Packed full of fruity and earthy aromas, with fantastic bittering qualities, Simcoe hops are often known as ‘Cascade on steroids’, so they’re an ideal choice if you’re looking for a Cascade style hops. Stone fruits can also abound with Simcoe hops, and it’s also really versatile and can be added at any point in the brewing process.
If you know your hops, then you’ll have surely encountered Nugget hops. It was often thought to be one of the first ‘super-alpha’ hop varieties, it was developed way back in the 1970s and has held its own when put up against newcomers like Mosaic.

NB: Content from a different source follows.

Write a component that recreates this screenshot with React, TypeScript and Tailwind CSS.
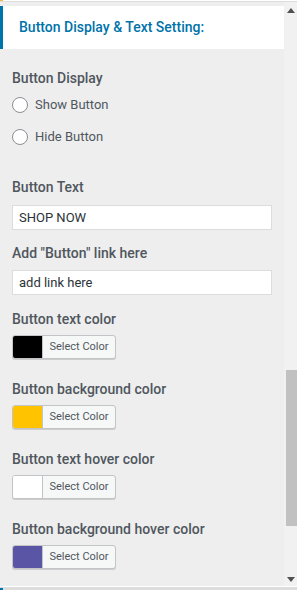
import React from "react";

const font = { fontFamily: "Roboto, 'Liberation Sans', sans-serif" };

function Label({ children, className = "" }: { children: React.ReactNode; className?: string }) {
  return <div className={`text-[14px] font-medium text-[#50575e] leading-[18px] ${className}`}>{children}</div>;
}

function Radio({ label }: { label: string }) {
  return (
    <div className="flex items-center gap-[7px] h-[18px]">
      <span className="w-[16px] h-[16px] rounded-full border border-[#8c8f94] bg-white" />
      <span className="text-[13px] text-[#50575e]">{label}</span>
    </div>
  );
}

function ColorBtn({ color }: { color: string }) {
  return (
    <div className="flex w-[104px] h-[24px] rounded-[3px] border border-[#c3c4c7] bg-[#f6f7f7] overflow-hidden shadow-[0_1px_0_#ccc]">
      <span className="w-[30px] h-full border-r border-[#c3c4c7]" style={{ background: color }} />
      <span className="flex-1 flex items-center justify-center text-[11px] text-[#50575e]">Select Color</span>
    </div>
  );
}

function Input({ value }: { value: string }) {
  return (
    <div className="w-[260px] h-[25px] bg-white border border-[#dcdcde] flex items-center px-[6px] text-[13px] text-[#2c3338]">
      {value}
    </div>
  );
}

export default function App() {
  return (
    <div className="w-[297px] h-[590px] bg-[#eeeeee] overflow-hidden flex flex-col" style={font}>
      <div className="h-[2px] border-b border-[#dddddd] relative bg-white">
        <span className="absolute left-0 top-0 w-[3px] h-[1px] bg-[#f0b849]" />
      </div>
      <div className="flex flex-1 min-h-0">
        <div className="w-[284px] flex flex-col">
          <div className="mt-[4px] h-[43px] bg-white border-l-[3px] border-[#0073aa] flex items-center pl-[16px]">
            <span className="text-[14px] font-medium text-[#0073aa]">Button Display &amp; Text Setting:</span>
          </div>
          <div className="px-[12px] pt-[20px] flex flex-col">
            <Label>Button Display</Label>
            <div className="mt-[9px] flex flex-col gap-[14px]">
              <Radio label="Show Button" />
              <Radio label="Hide Button" />
            </div>
            <Label className="mt-[32px]">Button Text</Label>
            <div className="mt-[9px]"><Input value="SHOP NOW" /></div>
            <Label className="mt-[14px]">Add "Button" link here</Label>
            <div className="mt-[8px]"><Input value="add link here" /></div>
            <Label className="mt-[15px]">Button text color</Label>
            <div className="mt-[7px]"><ColorBtn color="#000000" /></div>
            <Label className="mt-[21px]">Button background color</Label>
            <div className="mt-[7px]"><ColorBtn color="#ffc300" /></div>
            <Label className="mt-[21px]">Button text hover color</Label>
            <div className="mt-[7px]"><ColorBtn color="#ffffff" /></div>
            <Label className="mt-[21px]">Button background hover color</Label>
            <div className="mt-[7px]"><ColorBtn color="#5b55a5" /></div>
          </div>
        </div>
        <div className="w-[13px] bg-[#f1f1f1] flex flex-col items-center">
          <svg width="8" height="5" viewBox="0 0 8 5" className="mt-[6px]"><path d="M0 5 L4 0 L8 5 Z" fill="#505050" /></svg>
          <div className="mt-[357px] ml-[2px] w-[11px] h-[156px] bg-[#c1c1c1]" />
          <div className="flex-1" />
          <svg width="8" height="5" viewBox="0 0 8 5" className="mb-[4px]"><path d="M0 0 L8 0 L4 5 Z" fill="#505050" /></svg>
        </div>
      </div>
      <div className="h-[4px] bg-[#dddddd] border-t border-white relative">
        <span className="absolute left-0 top-[1px] w-[3px] h-[2px] bg-[#0073aa]" />
      </div>
    </div>
  );
}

Subtle and slightly spicy on the palate, with a hint of citrus, Nugget hops is an excellent alternative to Mosaic hops.
Frequently Asked Questions
Let’s have a look at some of the more commonly asked questions about Mosaic hops and how they might be used in your next homebrew.
Question: Can You Bitter With Mosaic Hops?
Answer: Even though Mosaic hops aren’t specifically used as bittering hops, they do work pretty well if you’re in a pinch and won’t leave your homebrew with too much bitterness or anything like that.
Question: Do Mosaic Hops Occur Naturally?
Answer: Mosaic hops are something of creation and are actually a combination of 2 distinct varieties of hops. They’re not natural, but they are absolutely delicious and will take your homebrew to new levels!
Question: Where Can I Buy Mosaic Hops?
Answer: Unfortunately, you won’t legally be able to purchase any rhizomes to grow your own Mosaic hops at home, as it is a patented hop, but you’ll be able to buy whole hops and hops powder to use in your homebrews.
If you’ve been toying with the idea of using Mosaic hops in your homebrew, and you weren’t sure where to start, then we hope that our guide to Mosaic hops has given you some useful insights into what this brilliant variety of hops is all about.
It’s an absolutely fantastic variety of hops to use and really easy to introduce into your brew, so what are you waiting for!